Supplied information
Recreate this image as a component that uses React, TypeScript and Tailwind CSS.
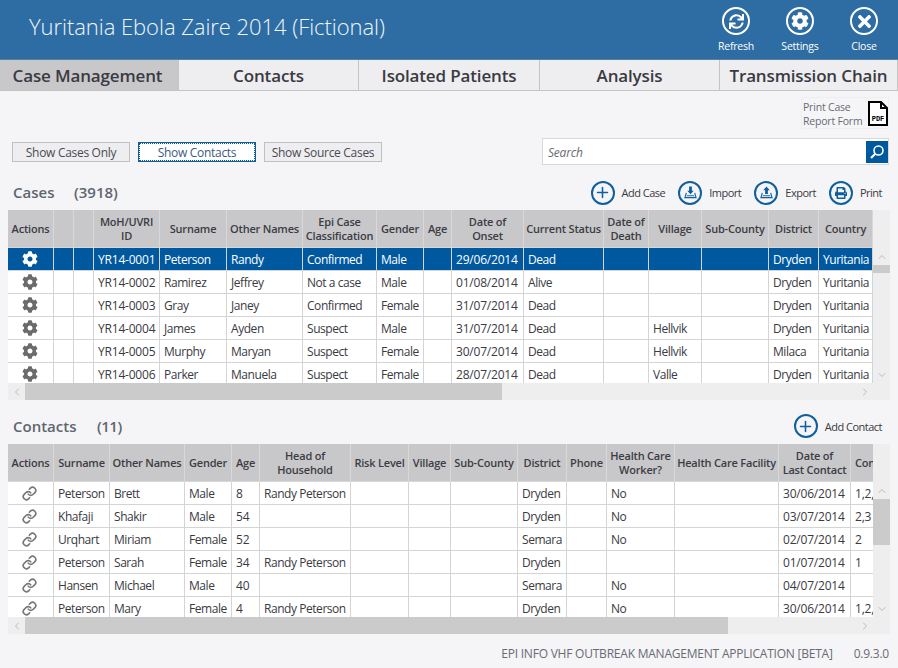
import React from "react";
import { FaCog, FaSync, FaTimes, FaPrint } from "react-icons/fa";
import { ChevronUp, ChevronDown, ChevronLeft, ChevronRight, Plus, Link } from "lucide-react";

const FONT = "font-['Open_Sans','Noto_Sans',sans-serif]";

type Col = { w: string; label: React.ReactNode };

const caseCols: Col[] = [
  { w: "w-[46px]", label: "Actions" },
  { w: "w-[20px]", label: "" },
  { w: "w-[20px]", label: "" },
  { w: "w-[66px]", label: <>MoH/UVRI<br />ID</> },
  { w: "w-[67px]", label: "Surname" },
  { w: "w-[76px]", label: "Other Names" },
  { w: "w-[74px]", label: <>Epi Case<br />Classification</> },
  { w: "w-[47px]", label: "Gender" },
  { w: "w-[28px]", label: "Age" },
  { w: "w-[72px]", label: <>Date of<br />Onset</> },
  { w: "w-[80px]", label: "Current Status" },
  { w: "w-[45px]", label: <>Date of<br />Death</> },
  { w: "w-[53px]", label: "Village" },
  { w: "w-[67px]", label: "Sub-County" },
  { w: "w-[50px]", label: "District" },
  { w: "w-[54px]", label: "Country" },
];

const caseRows: string[][] = [
  ["", "", "YR14-0001", "Peterson", "Randy", "Confirmed", "Male", "", "29/06/2014", "Dead", "", "", "", "Dryden", "Yuritania"],
  ["", "", "YR14-0002", "Ramirez", "Jeffrey", "Not a case", "Male", "", "01/08/2014", "Alive", "", "", "", "Dryden", "Yuritania"],
  ["", "", "YR14-0003", "Gray", "Janey", "Confirmed", "Female", "", "31/07/2014", "Dead", "", "", "", "Dryden", "Yuritania"],
  ["", "", "YR14-0004", "James", "Ayden", "Suspect", "Male", "", "31/07/2014", "Dead", "", "Hellvik", "", "Dryden", "Yuritania"],
  ["", "", "YR14-0005", "Murphy", "Maryan", "Suspect", "Female", "", "30/07/2014", "Dead", "", "Hellvik", "", "Milaca", "Yuritania"],
  ["", "", "YR14-0006", "Parker", "Manuela", "Suspect", "Female", "", "28/07/2014", "Dead", "", "Valle", "", "Dryden", "Yuritania"],
];

const contactCols: Col[] = [
  { w: "w-[46px]", label: "Actions" },
  { w: "w-[56px]", label: "Surname" },
  { w: "w-[75px]", label: "Other Names" },
  { w: "w-[47px]", label: "Gender" },
  { w: "w-[28px]", label: "Age" },
  { w: "w-[91px]", label: <>Head of<br />Household</> },
  { w: "w-[58px]", label: "Risk Level" },
  { w: "w-[42px]", label: "Village" },
  { w: "w-[67px]", label: "Sub-County" },
  { w: "w-[49px]", label: "District" },
  { w: "w-[40px]", label: "Phone" },
  { w: "w-[68px]", label: <>Health Care<br />Worker?</> },
  { w: "w-[104px]", label: "Health Care Facility" },
  { w: "w-[72px]", label: <>Date of<br />Last Contact</> },
  { w: "w-[79px]", label: <span className="block pl-[4px] text-left">Contact Type</span> },
];

const contactRows: string[][] = [
  ["Peterson", "Brett", "Male", "8", "Randy Peterson", "", "", "", "Dryden", "", "No", "", "30/06/2014", "1,2,3"],
  ["Khafaji", "Shakir", "Male", "54", "", "", "", "", "Dryden", "", "No", "", "03/07/2014", "2,3"],
  ["Urqhart", "Miriam", "Female", "52", "", "", "", "", "Semara", "", "No", "", "02/07/2014", "2"],
  ["Peterson", "Sarah", "Female", "34", "Randy Peterson", "", "", "", "Dryden", "", "", "", "01/07/2014", "1"],
  ["Hansen", "Michael", "Male", "40", "", "", "", "", "Semara", "", "No", "", "04/07/2014", ""],
  ["Peterson", "Mary", "Female", "4", "Randy Peterson", "", "", "", "Dryden", "", "No", "", "30/06/2014", "1,2,3"],
];

function DataTable({
  cols,
  rows,
  icon,
  selected,
  width,
}: {
  cols: Col[];
  rows: string[][];
  icon: React.ReactNode;
  selected?: number;
  width: string;
}) {
  return (
    <table className={`table-fixed border-separate border-spacing-0 ${width}`}>
      <colgroup>
        {cols.map((c, i) => (
          <col key={i} className={c.w} />
        ))}
      </colgroup>
      <thead>
        <tr className="h-[38px]">
          {cols.map((c, i) => (
            <th
              key={i}
              className="overflow-hidden border-r border-b border-[#d8d8d8] bg-[#c8c8ca] p-0 text-center text-[11px] leading-[14px] font-semibold tracking-[-0.2px] whitespace-nowrap text-[#3c3c44]"
            >
              {c.label}
            </th>
          ))}
        </tr>
      </thead>
      <tbody>
        {rows.map((r, ri) => {
          const sel = ri === selected;
          return (
            <tr key={ri} className={`h-[23px] ${sel ? "bg-[#00589f] font-medium text-white" : "bg-white text-[#3a3a42]"}`}>
              <td className="border-r border-b border-[#d4d4d4] p-0">
                <div className={`flex justify-center pr-[2px] text-[16px] ${sel ? "text-white" : "text-[#6b6b6b]"}`}>{icon}</div>
              </td>
              {r.map((v, ci) => (
                <td
                  key={ci}
                  className={`overflow-hidden border-r border-b border-[#d4d4d4] pt-[2px] pr-0 pb-0 pl-[4px] text-[12px] leading-[14px] whitespace-nowrap ${
                    /\d/.test(v) ? "tracking-[-0.2px]" : "tracking-[-0.45px]"
                  }`}
                >
                  {v}
                </td>
              ))}
            </tr>
          );
        })}
      </tbody>
    </table>
  );
}

function VScroll({ thumb }: { thumb: string }) {
  return (
    <div className="flex w-[17px] flex-col bg-[#eeeeee]">
      <div className="h-[38px]" />
      <div className="flex h-[17px] items-center justify-center text-[#aaaaaa]">
        <ChevronUp size={12} strokeWidth={1.5} />
      </div>
      <div className={`${thumb} bg-[#cbcbcb]`} />
      <div className="flex-1" />
      <div className="flex h-[17px] items-center justify-center text-[#aaaaaa]">
        <ChevronDown size={12} strokeWidth={1.5} />
      </div>
    </div>
  );
}

function HScroll({ thumb }: { thumb: string }) {
  return (
    <div className="flex h-[17px] bg-[#eeeeee]">
      <div className="flex w-[17px] items-center justify-center text-[#aaaaaa]">
        <ChevronLeft size={12} strokeWidth={1.5} />
      </div>
      <div className={`${thumb} bg-[#cbcbcb]`} />
      <div className="flex-1" />
      <div className="mr-[17px] flex w-[17px] items-center justify-center text-[#aaaaaa]">
        <ChevronRight size={12} strokeWidth={1.5} />
      </div>
    </div>
  );
}

function Circle({ children, size, cls }: { children: React.ReactNode; size: string; cls: string }) {
  return <div className={`flex shrink-0 items-center justify-center rounded-full ${size} ${cls}`}>{children}</div>;
}

function HeaderBtn({ icon, label }: { icon: React.ReactNode; label: string }) {
  return (
    <div className="flex w-[64px] flex-col items-center">
      <Circle size="h-[28px] w-[28px]" cls="border-[2px] border-white text-white">
        {icon}
      </Circle>
      <span className="mt-[4px] text-[10.5px] leading-[14px] tracking-[-0.2px] text-white">{label}</span>
    </div>
  );
}

function Action({ icon, label }: { icon: React.ReactNode; label: string }) {
  return (
    <div className="flex items-center gap-[7px]">
      <Circle size="h-[24px] w-[24px]" cls="border-[2px] border-[#0f5f9e] text-[#0f5f9e]">
        {icon}
      </Circle>
      <span className="pt-[2px] text-[11px] tracking-[-0.5px] text-[#3a3a42]">{label}</span>
    </div>
  );
}

const Tray = ({ up }: { up?: boolean }) => (
  <svg width="13" height="13" viewBox="0 0 14 14" fill="none">
    <path d="M2.5 7.5 L1 12.5 H13 L11.5 7.5" stroke="currentColor" strokeWidth="1.2" />
    <rect x="3" y="10" width="8" height="1" fill="currentColor" />
    {up ? (
      <path d="M7 0.5 L10.5 4.5 H8.5 V8.5 H5.5 V4.5 H3.5 Z" fill="currentColor" />
    ) : (
      <path d="M7 9 L3.5 5 H5.5 V0.5 H8.5 V5 H10.5 Z" fill="currentColor" />
    )}
  </svg>
);

const Tab = ({ label, active, w }: { label: string; active?: boolean; w: string }) => (
  <div
    className={`flex h-full items-center justify-center border-r border-[#c4c4c4] pt-[1px] text-[17px] font-semibold tracking-[-0.15px] text-[#3a3a42] ${w} ${
      active ? "bg-[#c8c8ca] pr-[3px]" : "bg-[#eeeef0]"
    }`}
  >
    {label}
  </div>
);

const FilterBtn = ({ label, active }: { label: string; active?: boolean }) => (
  <div
    className={`flex h-[20px] w-[118px] items-center justify-center pt-[2px] text-[12px] tracking-[-0.3px] ${
      active
        ? "border border-[#0f5f9e] bg-white text-[#3a5a80] outline-1 -outline-offset-2 outline-[#0f5f9e] outline-dotted"
        : "border border-[#c0c0c0] bg-[#eeeef0] text-[#4a4a52]"
    }`}
  >
    {label}
  </div>
);

export default function App() {
  return (
    <div className={`${FONT} h-[668px] w-[898px] overflow-hidden bg-[#f5f5f8]`}>
      {/* Header */}
      <header className="flex h-[60px] items-start justify-between border-b border-[#5c7f9e] bg-[#2e6da3] pr-[2px] pl-[29px]">
        <h1 className="flex h-[53px] items-center text-[22px] font-light tracking-[-0.05px] whitespace-nowrap text-[#f0f6fb]">
          Yuritania Ebola Zaire 2014 (Fictional)
        </h1>
        <div className="flex pt-[7px]">
          <HeaderBtn label="Refresh" icon={<FaSync size={15} />} />
          <HeaderBtn label="Settings" icon={<FaCog size={18} />} />
          <HeaderBtn label="Close" icon={<FaTimes size={19} />} />
        </div>
      </header>

      {/* Tabs */}
      <nav className="flex h-[31px] border-b border-[#c4c4c4]">
        <Tab label="Case Management" active w="w-[179px]" />
        <Tab label="Contacts" w="w-[180px]" />
        <Tab label="Isolated Patients" w="w-[181px]" />
        <Tab label="Analysis" w="w-[180px]" />
        <Tab label="Transmission Chain" w="w-[178px]" />
      </nav>

      {/* Report form */}
      <div className="flex justify-end pt-[6px] pr-[9px]">
        <div className="flex h-[32px] w-[88px] items-center justify-between border border-[#eeeeee] pt-[1px] pl-[1px]">
          <span className="text-[10.5px] leading-[14px] tracking-[-0.2px] text-[#6a6a72]">
            Print Case
            <br />
            Report Form
          </span>
          <svg width="20" height="25" viewBox="0 0 20 25">
            <path d="M1 1 H13 L19 7 V24 H1 Z" fill="#fff" stroke="#000" strokeWidth="2" />
            <path d="M13 1 V7 H19" fill="none" stroke="#000" strokeWidth="2" />
            <text x="10" y="20" textAnchor="middle" fontSize="7" fontWeight="700" fontFamily="Liberation Mono, monospace" fill="#000">
              PDF
            </text>
          </svg>
        </div>
      </div>

      {/* Filters + search */}
      <div className="flex items-center justify-between pt-[9px] pr-[9px] pl-[12px]">
        <div className="flex gap-[8px]">
          <FilterBtn label="Show Cases Only" />
          <FilterBtn label="Show Contacts" active />
          <FilterBtn label="Show Source Cases" />
        </div>
        <div className="flex h-[27px] w-[347px] items-center border border-[#d8d8d8] bg-white pl-[5px]">
          <span className="flex-1 pt-[3px] text-[12px] tracking-[-0.2px] text-[#6a6a72] italic">Search</span>
          <div className="flex h-[22px] w-[22px] items-center justify-center bg-[#00589f]">
            <svg width="16" height="16" viewBox="0 0 16 16" fill="none" stroke="#fff">
              <circle cx="9.5" cy="6.5" r="4.5" strokeWidth="1.6" />
              <path d="M6 10 L2 14" strokeWidth="2.2" />
            </svg>
          </div>
        </div>
      </div>

      {/* Cases */}
      <div className="flex h-[45px] items-center justify-between pt-[10px] pr-[16px] pl-[13px]">
        <div className="flex text-[15px] font-semibold text-[#5f666e]">
          <span className="w-[61px]">Cases</span>
          <span>(3918)</span>
        </div>
        <div className="flex items-center gap-[13px]">
          <Action label="Add Case" icon={<Plus size={17} strokeWidth={2.2} />} />
          <Action label="Import" icon={<Tray />} />
          <Action label="Export" icon={<Tray up />} />
          <Action label="Print" icon={<FaPrint size={12} />} />
        </div>
      </div>

      <div className="mx-[8px] w-[882px]">
        <div className="flex">
          <div className="h-[173px] w-[865px] overflow-hidden">
            <DataTable cols={caseCols} rows={caseRows} icon={<FaCog />} selected={0} width="w-[865px]" />
          </div>
          <VScroll thumb="h-[8px]" />
        </div>
        <HScroll thumb="w-[477px]" />
      </div>

      {/* Contacts */}
      <div className="flex h-[44px] items-center justify-between pt-[8px] pr-[16px] pl-[13px]">
        <div className="flex text-[15px] font-semibold text-[#5f666e]">
          <span className="w-[84px]">Contacts</span>
          <span className="tracking-[-0.5px]">(11)</span>
        </div>
        <Action label="Add Contact" icon={<Plus size={17} strokeWidth={2.2} />} />
      </div>

      <div className="mx-[8px] w-[882px]">
        <div className="flex">
          <div className="h-[173px] w-[865px] overflow-hidden">
            <DataTable
              cols={contactCols}
              rows={contactRows}
              icon={<Link size={15} strokeWidth={2.6} className="text-[#777777]" />}
              width="w-[882px]"
            />
          </div>
          <VScroll thumb="h-[46px]" />
        </div>
        <HScroll thumb="w-[703px]" />
      </div>

      {/* Footer */}
      <footer className="flex justify-end pt-[11px] pr-[9px] text-[12px] tracking-[-0.22px] text-[#6a6a72]">
        <span>EPI INFO VHF OUTBREAK MANAGEMENT APPLICATION [BETA]</span>
        <span className="ml-[21px]">0.9.3.0</span>
      </footer>
    </div>
  );
}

Exercise
Begin at the first line of the material and copy each line exactly through the one containing "ChevronRight, Plus, Link". Omit pictures.

Result of this exercise
Recreate this image as a component that uses React, TypeScript and Tailwind CSS.
import React from "react";
import { FaCog, FaSync, FaTimes, FaPrint } from "react-icons/fa";
import { ChevronUp, ChevronDown, ChevronLeft, ChevronRight, Plus, Link } from "lucide-react";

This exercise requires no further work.